[Bioc-sig-seq] Adapter removal

Thu Jul 17 16:35:20 CEST 2008

On Thu, Jul 17, 2008 at 9:47 AM, Krys Kelly <kak28 at cam.ac.uk> wrote:
> I have inherited a pipeline for Solexa sequence data using Perl, Bioperl,
> SSAHA and mySQL.  As an R/Bioconducter user I am interested in ShortRead and
> BiostringsCinterfaceDemo.
>
> However, in the short term I need to use the current pipeline.  The imaging
> is done by the Sequencing Facility and we get fastq files with the 3'
> adapter still attached.
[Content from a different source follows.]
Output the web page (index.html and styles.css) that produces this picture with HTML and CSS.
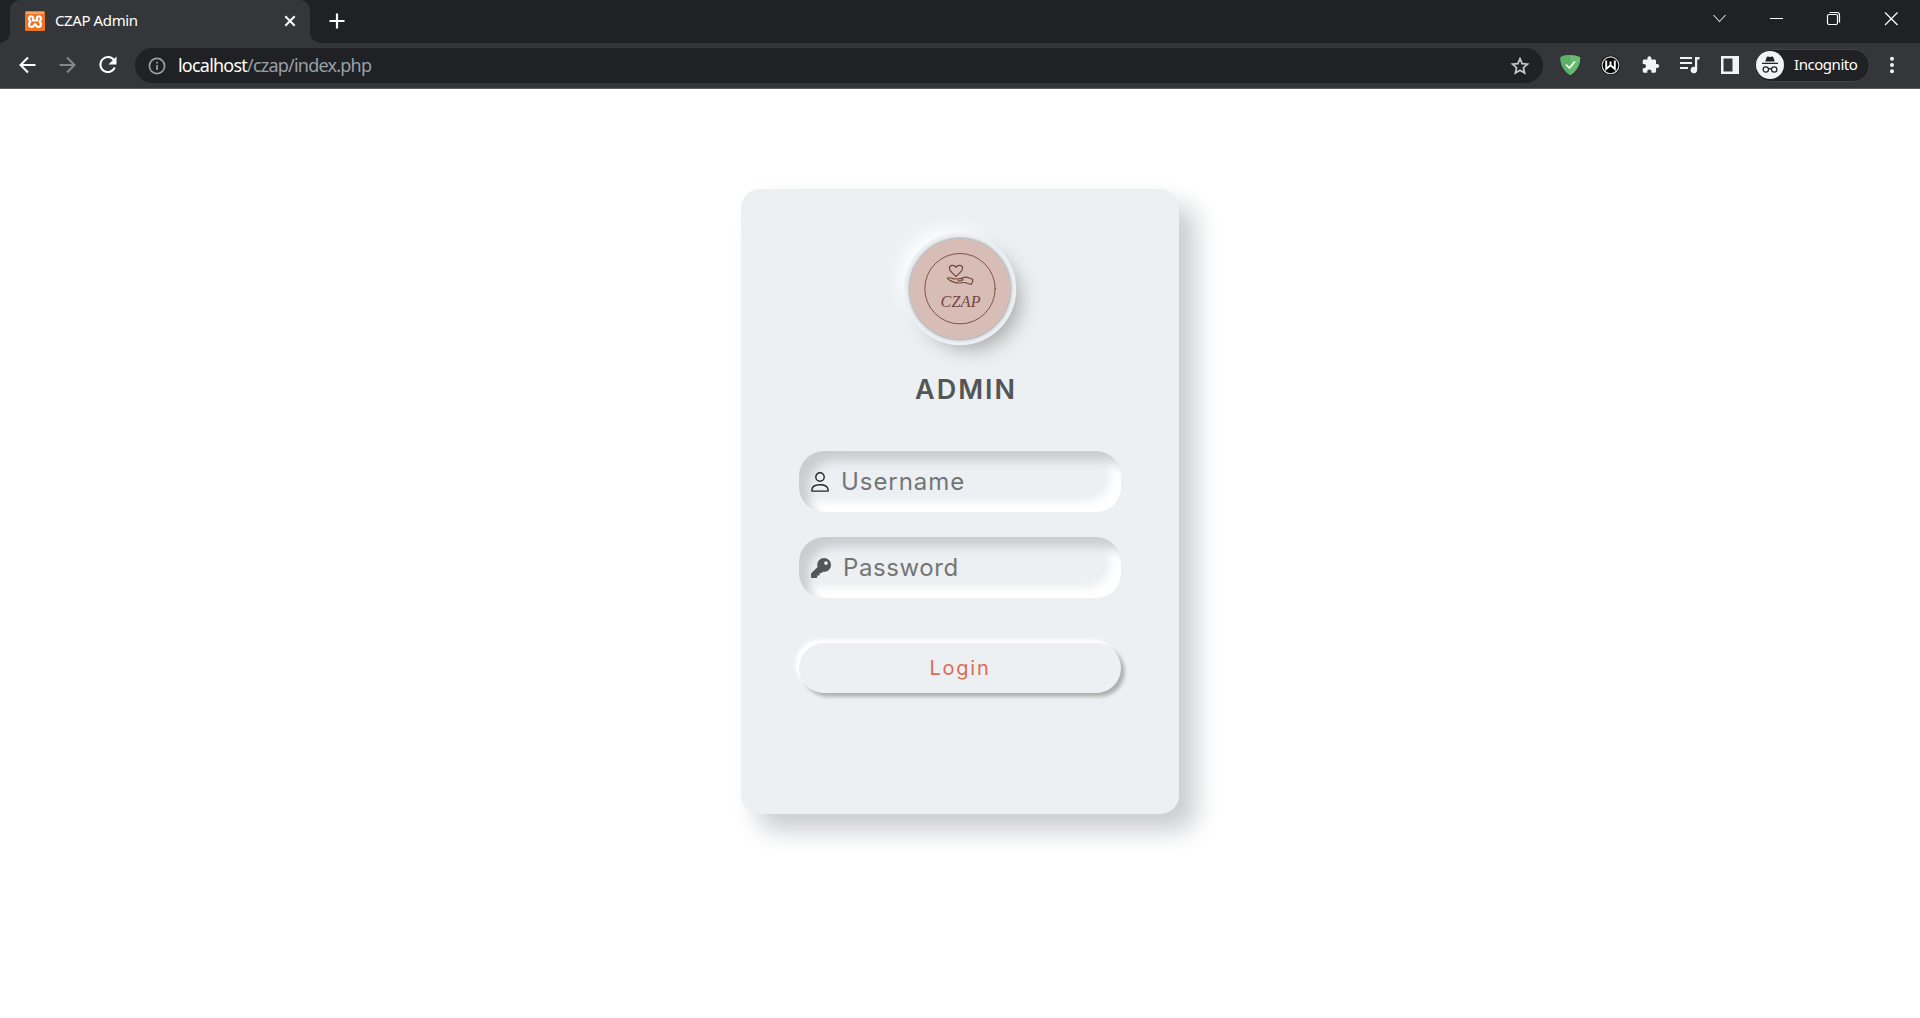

The adapter removal is currently done by a Perl
> script which just keeps sequences which match any number of letters in
> [ACGT] followed by the first 8 letters of the adapter.  This seems pretty
> crude (e.g. only using 8 letters, not allowing for mismatches, not allowing
> for the diminishing quality along the length of the read).
>
> Google has not revealed any algorithms or code for this part of the
> pipeline.  Does anyone know what algorithms are being used or, even better,
> could anyone point me in the direction of some code?

I believe that MAQ will do this for you.  You can then use the
ShortRead package to read the MAQ output (VERY, VERY fast).

Sean